** START OF RAW DATA **
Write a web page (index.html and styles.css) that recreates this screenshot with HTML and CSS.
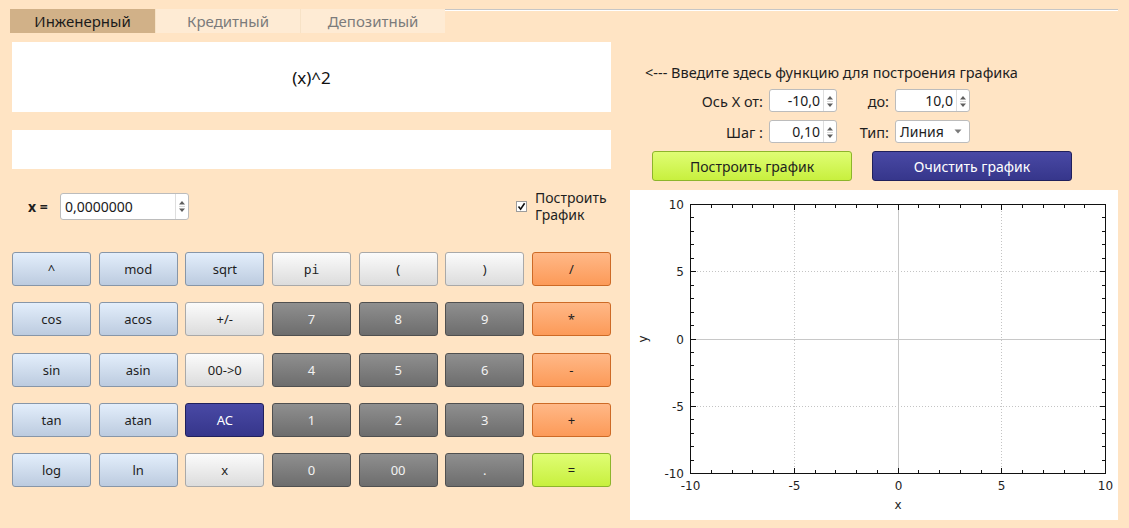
FILE: index.html
```html
<!DOCTYPE html>
<html lang="ru">
<head>
<meta charset="utf-8">
<title>Калькулятор</title>
<link rel="stylesheet" href="styles.css">
</head>
<body>
<div class="tabbar">
  <div class="tab active">Инженерный</div>
  <div class="tab">Кредитный</div>
  <div class="tab">Депозитный</div>
  <div class="tabline"></div>
</div>
<div class="main">
  <div class="left">
    <div class="display expr">(x)^2</div>
    <div class="display result"></div>
    <div class="xrow">
      <span class="xlabel">x =</span>
      <div class="spin xspin">
        <span class="val">0,0000000</span>
        <span class="arrows"><svg width="8" height="14" viewBox="0 0 8 14"><polygon points="1,5.5 4,2 7,5.5" class="tri"/><line x1="1" y1="7.5" x2="7" y2="7.5" class="sep"/><polygon points="1,9.5 4,13 7,9.5" class="tri"/></svg></span>
      </div>
      <label class="check">
        <span class="box"><svg width="9" height="9" viewBox="0 0 9 9"><path d="M1.5 4.6 L3.6 7.2 L7.6 1.3" class="tick"/></svg></span>
        <span class="checktext"><span class="cline">Построить</span><span class="cline">График</span></span>
      </label>
    </div>
    <div class="keys">
      <button class="key blue">^</button>
      <button class="key blue">mod</button>
      <button class="key blue">sqrt</button>
      <button class="key light mono">pi</button>
      <button class="key light">(</button>
      <button class="key light">)</button>
      <button class="key orange">/</button>

      <button class="key blue">cos</button>
      <button class="key blue">acos</button>
      <button class="key light">+/-</button>
      <button class="key dark">7</button>
      <button class="key dark">8</button>
      <button class="key dark">9</button>
      <button class="key orange">*</button>

      <button class="key blue">sin</button>
      <button class="key blue">asin</button>
      <button class="key light">00-&gt;0</button>
      <button class="key dark">4</button>
      <button class="key dark">5</button>
      <button class="key dark">6</button>
      <button class="key orange">-</button>

      <button class="key blue">tan</button>
      <button class="key blue">atan</button>
      <button class="key navy">AC</button>
      <button class="key dark">1</button>
      <button class="key dark">2</button>
      <button class="key dark">3</button>
      <button class="key orange">+</button>

      <button class="key blue">log</button>
      <button class="key blue">ln</button>
      <button class="key light">x</button>
      <button class="key dark">0</button>
      <button class="key dark">00</button>
      <button class="key dark">.</button>
      <button class="key green">=</button>
    </div>
  </div>
  <div class="right">
    <div class="hint">&lt;--- Введите здесь функцию для построения графика</div>
    <div class="form">
      <span class="flabel">Ось X от:</span>
      <div class="spin rspin">
        <span class="val">-10,0</span>
        <span class="arrows"><svg width="8" height="14" viewBox="0 0 8 14"><polygon points="1,5.5 4,2 7,5.5" class="tri"/><line x1="1" y1="7.5" x2="7" y2="7.5" class="sep"/><polygon points="1,9.5 4,13 7,9.5" class="tri"/></svg></span>
      </div>
      <span class="flabel">до:</span>
      <div class="spin rspin">
        <span class="val">10,0</span>
        <span class="arrows"><svg width="8" height="14" viewBox="0 0 8 14"><polygon points="1,5.5 4,2 7,5.5" class="tri"/><line x1="1" y1="7.5" x2="7" y2="7.5" class="sep"/><polygon points="1,9.5 4,13 7,9.5" class="tri"/></svg></span>
      </div>
      <span class="flabel">Шаг :</span>
      <div class="spin rspin">
        <span class="val">0,10</span>
        <span class="arrows"><svg width="8" height="14" viewBox="0 0 8 14"><polygon points="1,5.5 4,2 7,5.5" class="tri"/><line x1="1" y1="7.5" x2="7" y2="7.5" class="sep"/><polygon points="1,9.5 4,13 7,9.5" class="tri"/></svg></span>
      </div>
      <span class="flabel">Тип:</span>
      <div class="combo">
        <span class="cval">Линия</span>
        <svg width="8" height="5" viewBox="0 0 8 5"><polygon points="0.5,0.5 7.5,0.5 4,4.5" class="ctri"/></svg>
      </div>
    </div>
    <div class="actions">
      <button class="act green">Построить график</button>
      <button class="act navy">Очистить график</button>
    </div>
    <div class="plot">
      <svg width="488" height="330" viewBox="0 0 488 330">
        <g class="grid-dot">
          <line x1="164.5" y1="15" x2="164.5" y2="283"/>
          <line x1="371.5" y1="15" x2="371.5" y2="283"/>
          <line x1="61" y1="81.5" x2="475" y2="81.5"/>
          <line x1="61" y1="216.5" x2="475" y2="216.5"/>
        </g>
        <g class="grid-zero">
          <line x1="268.5" y1="15" x2="268.5" y2="283"/>
          <line x1="61" y1="149.5" x2="475" y2="149.5"/>
        </g>
        <rect x="60.5" y="14.5" width="415" height="269" class="frame"/>
        <path class="ticks" d="M81.5 283v-3M102.5 283v-3M122.5 283v-3M143.5 283v-3M185.5 283v-3M205.5 283v-3M226.5 283v-3M247.5 283v-3M288.5 283v-3M309.5 283v-3M330.5 283v-3M351.5 283v-3M392.5 283v-3M413.5 283v-3M434.5 283v-3M454.5 283v-3M164.5 283v-5M268.5 283v-5M371.5 283v-5
M81.5 15v3M102.5 15v3M122.5 15v3M143.5 15v3M185.5 15v3M205.5 15v3M226.5 15v3M247.5 15v3M288.5 15v3M309.5 15v3M330.5 15v3M351.5 15v3M392.5 15v3M413.5 15v3M434.5 15v3M454.5 15v3M164.5 15v5M268.5 15v5M371.5 15v5
M61 27.5h3M61 41.5h3M61 54.5h3M61 68.5h3M61 95.5h3M61 108.5h3M61 122.5h3M61 135.5h3M61 162.5h3M61 175.5h3M61 189.5h3M61 202.5h3M61 229.5h3M61 243.5h3M61 256.5h3M61 270.5h3M61 81.5h5M61 149.5h5M61 216.5h5
M475 27.5h-3M475 41.5h-3M475 54.5h-3M475 68.5h-3M475 95.5h-3M475 108.5h-3M475 122.5h-3M475 135.5h-3M475 162.5h-3M475 175.5h-3M475 189.5h-3M475 202.5h-3M475 229.5h-3M475 243.5h-3M475 256.5h-3M475 270.5h-3M475 81.5h-5M475 149.5h-5M475 216.5h-5"/>
        <g class="ylab">
          <text x="54" y="19">10</text>
          <text x="54" y="86">5</text>
          <text x="54" y="154">0</text>
          <text x="54" y="221">-5</text>
          <text x="54" y="288">-10</text>
        </g>
        <g class="xlab">
          <text x="60.5" y="300">-10</text>
          <text x="164.5" y="300">-5</text>
          <text x="268.5" y="300">0</text>
          <text x="371.5" y="300">5</text>
          <text x="475.5" y="300">10</text>
        </g>
        <text class="axtitle" x="268" y="319">x</text>
        <text class="axtitle" transform="translate(17 149) rotate(-90)">y</text>
      </svg>
    </div>
  </div>
</div>
</body>
</html>
```

FILE: styles.css
```css
* {
  box-sizing: border-box;
}

html,
body {
  margin: 0;
  padding: 0;
}

body {
  width: 1129px;
  height: 528px;
  overflow: hidden;
  background: #ffe4c4;
  font-family: "Noto Sans", "DejaVu Sans", sans-serif;
  font-size: 14px;
  color: #1e1e1e;
}

/* Tabs */
.tabbar {
  display: flex;
  align-items: flex-start;
  height: 24px;
  margin-top: 9px;
  padding: 0 11px 0 10px;
}

.tab {
  width: 145px;
  height: 24px;
  display: flex;
  align-items: center;
  justify-content: center;
  font-size: 15px;
  background: #feebd4;
  color: #7b7b7b;
}

.tab.active {
  background: #d1b188;
  color: #1a1a1a;
}

.tab + .tab {
  border-left: 1px solid #f7e2c6;
}

.tabline {
  flex: 1;
  height: 2px;
  border-top: 1px solid #c6c6c6;
  background: #ffffff;
}

/* Main */
.main {
  display: flex;
  gap: 19px;
  padding-left: 12px;
  margin-top: 9px;
}

.left {
  width: 599px;
  display: flex;
  flex-direction: column;
}

.display {
  background: #ffffff;
}

.expr {
  height: 70px;
  display: flex;
  align-items: center;
  justify-content: center;
  font-size: 17px;
  color: #111;
}

.result {
  height: 39px;
  margin-top: 18px;
}

.xrow {
  height: 34px;
  margin-top: 20px;
  display: flex;
  align-items: center;
}

.xlabel {
  width: 32px;
  margin-left: 16px;
  font-weight: bold;
  font-size: 14px;
}

.spin {
  display: flex;
  background: #ffffff;
  border: 1px solid #bcbcbc;
  border-radius: 3px;
}

.spin .val {
  flex: 1;
  display: flex;
  align-items: center;
  padding: 0 4px;
  font-size: 14px;
  color: #1a1a1a;
}

.spin .arrows {
  width: 13px;
  border-left: 1px solid #dedede;
  display: flex;
  align-items: center;
  justify-content: center;
}

.tri {
  fill: #5e5e5e;
}

.sep {
  stroke: #d8d8d8;
  stroke-width: 1;
}

.xspin {
  width: 129px;
  height: 27px;
}

.check {
  display: flex;
  align-items: center;
  margin-left: 327px;
}

.box {
  width: 11px;
  height: 11px;
  border: 1px solid #9c9c9c;
  background: #ffffff;
  display: flex;
  align-items: center;
  justify-content: center;
  margin-right: 8px;
}

.tick {
  fill: none;
  stroke: #111;
  stroke-width: 1.6;
}

.checktext {
  display: flex;
  flex-direction: column;
  font-size: 14px;
}

.cline {
  display: block;
  height: 17px;
  line-height: 17px;
}

/* Keypad */
.keys {
  margin-top: 29px;
  display: grid;
  grid-template-columns: repeat(7, 79px);
  justify-content: space-between;
  grid-auto-rows: 34px;
  row-gap: 16.25px;
}

.key,
.act {
  font-family: "Noto Sans", "DejaVu Sans", sans-serif;
  font-size: 13px;
  border-radius: 3px;
  border: 1px solid #8796a8;
  padding: 0;
  margin: 0;
  cursor: pointer;
}

.act {
  font-size: 14px;
}

.blue {
  background: linear-gradient(#e3eefb, #bccbdf);
  border-color: #8796a8;
  color: #1e1e1e;
}

.light {
  background: linear-gradient(#fbfbfb, #dcdcdc);
  border-color: #a9a9a9;
  color: #1e1e1e;
}

.mono {
  font-family: "DejaVu Sans Mono", monospace;
}

.dark {
  background: linear-gradient(#8f8f8f, #6d6d6d);
  border-color: #505050;
  color: #f2f2f2;
}

.orange {
  background: linear-gradient(#ffb887, #fc9a58);
  border-color: #cd6a26;
  color: #1e1e1e;
}

.navy {
  background: linear-gradient(#4949a5, #36368b);
  border-color: #20205c;
  color: #ffffff;
}

.green {
  background: linear-gradient(#dffd74, #c8f03e);
  border-color: #8db52b;
  color: #1e1e1e;
}

/* Right */
.right {
  width: 488px;
  display: flex;
  flex-direction: column;
}

.hint {
  margin: 21px 0 0 15px;
  line-height: 18px;
  font-size: 14.5px;
}

.form {
  margin-top: 8px;
  display: grid;
  grid-template-columns: 133px 68px 46px 75px;
  column-gap: 6px;
  row-gap: 8px;
  grid-auto-rows: 23px;
  align-items: stretch;
}

.flabel {
  display: flex;
  align-items: center;
  justify-content: flex-end;
  font-size: 14.5px;
}

.rspin .val {
  justify-content: flex-end;
  padding-right: 3px;
}

.combo {
  display: flex;
  align-items: center;
  justify-content: space-between;
  background: #ffffff;
  border: 1px solid #bcbcbc;
  border-radius: 3px;
  padding: 0 7px 0 4px;
  font-size: 14px;
}

.ctri {
  fill: #7a7a7a;
}

.actions {
  margin-top: 8px;
  display: flex;
  gap: 20px;
  padding-left: 22px;
}

.act {
  width: 200px;
  height: 30px;
}

.plot {
  margin-top: 9px;
  width: 488px;
  height: 330px;
  background: #ffffff;
}

.plot svg {
  display: block;
}

.grid-dot line {
  stroke: #c4c4c4;
  stroke-width: 1;
  stroke-dasharray: 1 2;
}

.grid-zero line {
  stroke: #c8c8c8;
  stroke-width: 1;
}

.frame {
  fill: none;
  stroke: #111;
  stroke-width: 1;
}

.ticks {
  stroke: #111;
  stroke-width: 1;
  fill: none;
}

.ylab text,
.xlab text,
.axtitle {
  font-family: "DejaVu Sans", "Noto Sans", sans-serif;
  font-size: 12px;
  fill: #1e1e1e;
}

.ylab text {
  text-anchor: end;
}

.xlab text,
.axtitle {
  text-anchor: middle;
}
```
** END OF RAW DATA **
Say how many lines of the data include the string "index". Nothing other than the number should be given.

2